PendingPromoteResult describes how PromotePending resolved an intent.

type PendingPromoteResult int

PendingPromoteCommitted and related constants used by this package.

const (
    // PendingPromoteCommitted means the pending row was promoted into
    // object_locations and removed in the same transaction.
    PendingPromoteCommitted PendingPromoteResult = iota

    // PendingPromoteAmbiguous is reserved for pathological cases the
    // resolver cannot decide between promotion and dropping. The current
    // resolver does not produce this result; the timestamp comparison
    // covers every previously-ambiguous case as Superseded instead. Kept
    // so the metric label and constant stay stable across releases.
    PendingPromoteAmbiguous

    // PendingPromoteAlreadyResolved means the pending row was gone by
    // the time the transaction acquired its lock - another reaper
    // instance already resolved it. Benign no-op.
    PendingPromoteAlreadyResolved

    // PendingPromoteSuperseded means a successful write for the same
    // key committed after this intent was inserted. The intent is
    // provably stale, so the resolver deletes the pending row.
    PendingPromoteSuperseded
)

type PendingStore

PendingStore defines in-flight PutObject intent tracking. The write path inserts an intent before the backend PUT and removes it on a successful commit; the pending reaper resolves intents left behind by a failed commit so a DB outage between PUT and RecordObject cannot silently destroy the prior copy of an overwritten key.
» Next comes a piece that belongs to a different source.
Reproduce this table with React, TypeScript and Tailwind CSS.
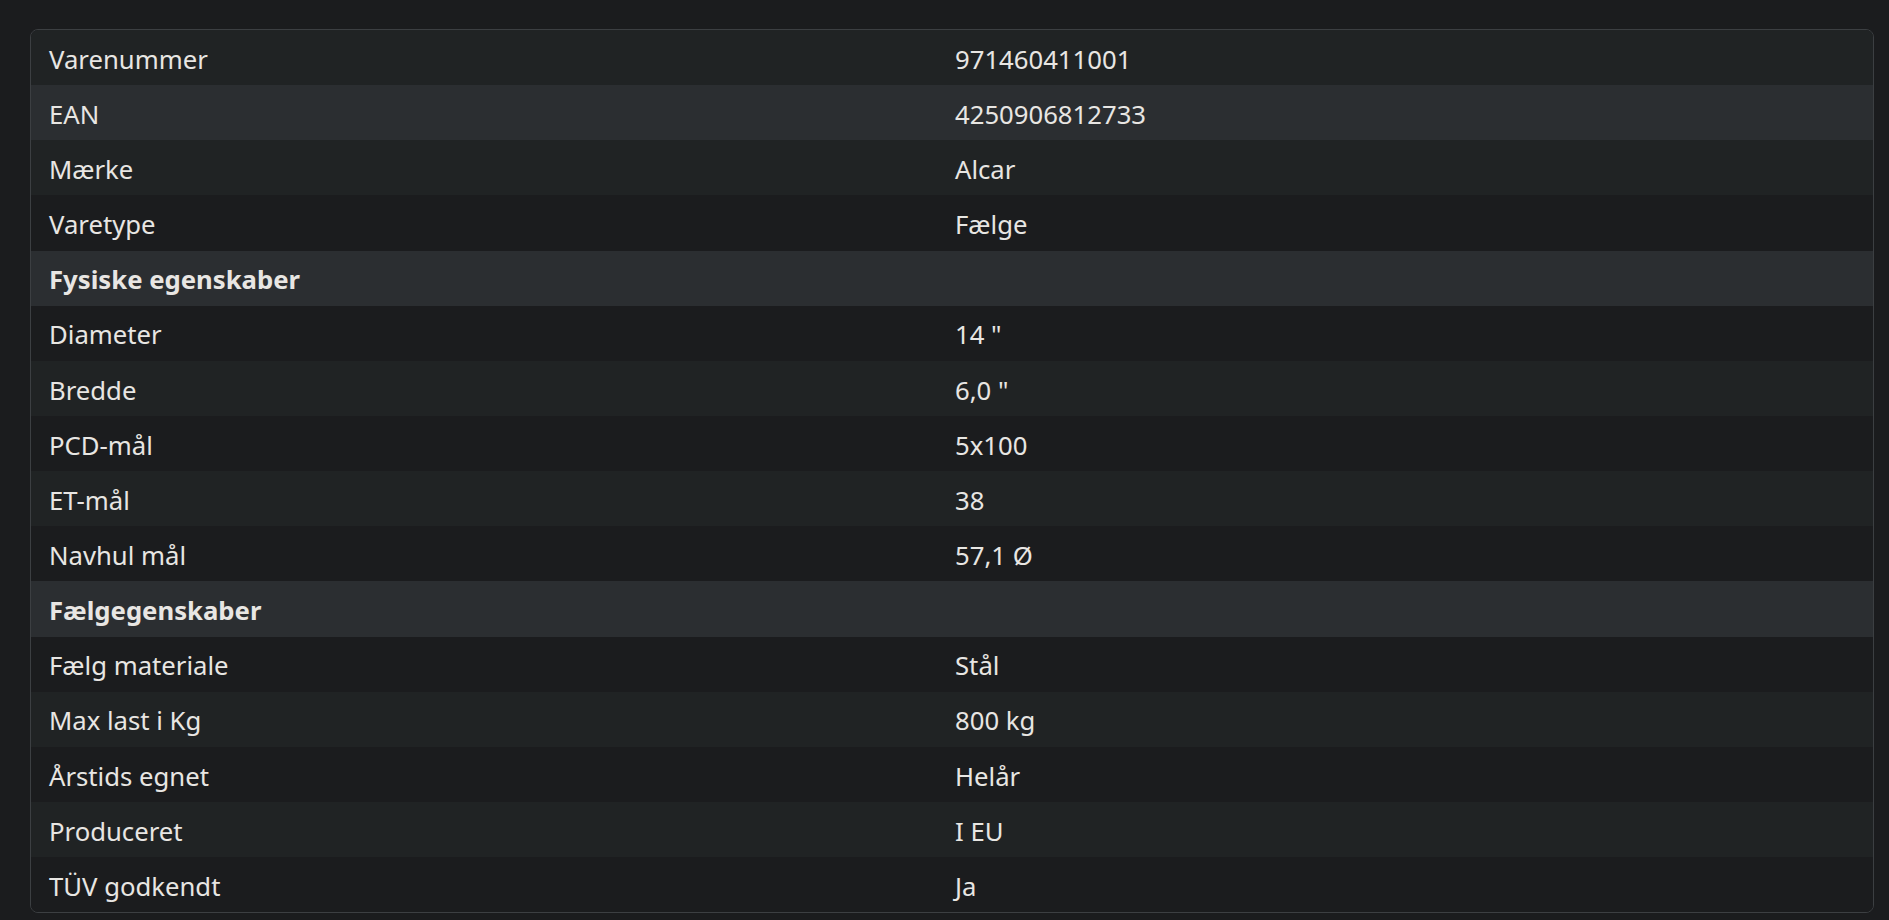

type PendingStore interface {
    InsertPending(ctx context.Context, p *PendingObject) error
    DeletePending(ctx context.Context, intentID string) error
    GetStalePending(ctx context.Context, olderThan time.Time, limit int) ([]PendingObject, error)
    PromotePending(ctx context.Context, p *PendingObject) (PendingPromoteResult, []DeletedCopy, error)
    PendingDepth(ctx context.Context) (int64, error)
    DeletePendingByBackend(ctx context.Context, backendName string) error
}

type PendingTxAdapter

PendingTxAdapter exposes the transactional operations on the pending_objects table.

type PendingTxAdapter interface {
    // ClaimPending returns true if the pending row was successfully
    // claimed for promotion, false if it has already been resolved by
    // another worker. Postgres uses SELECT FOR UPDATE; SQLite uses an
    // existence probe inside the writer-serialized txn - same
    // guarantee.
    ClaimPending(ctx context.Context, intentID string) (claimed bool, err error)

    InsertPending(ctx context.Context, p *PendingObject) error
    DeletePending(ctx context.Context, intentID string) error
    DeletePendingByBackend(ctx context.Context, backendName string) error
}

type QuotaStat

QuotaStat holds quota statistics for a single backend.

type QuotaStat struct {
    BackendName string
    BytesUsed   int64
    BytesLimit  int64
    OrphanBytes int64
    UpdatedAt   time.Time
}

type QuotaStore

QuotaStore defines quota routing queries.

type QuotaStore interface {
    GetBackendWithSpace(ctx context.Context, size int64, backendOrder []string) (string, error)
    GetLeastUtilizedBackend(ctx context.Context, size int64, eligible []string) (string, error)
    GetQuotaStats(ctx context.Context) (map[string]QuotaStat, error)
}

type QuotaTxAdapter

QuotaTxAdapter exposes the transactional operations on the backend_quotas table.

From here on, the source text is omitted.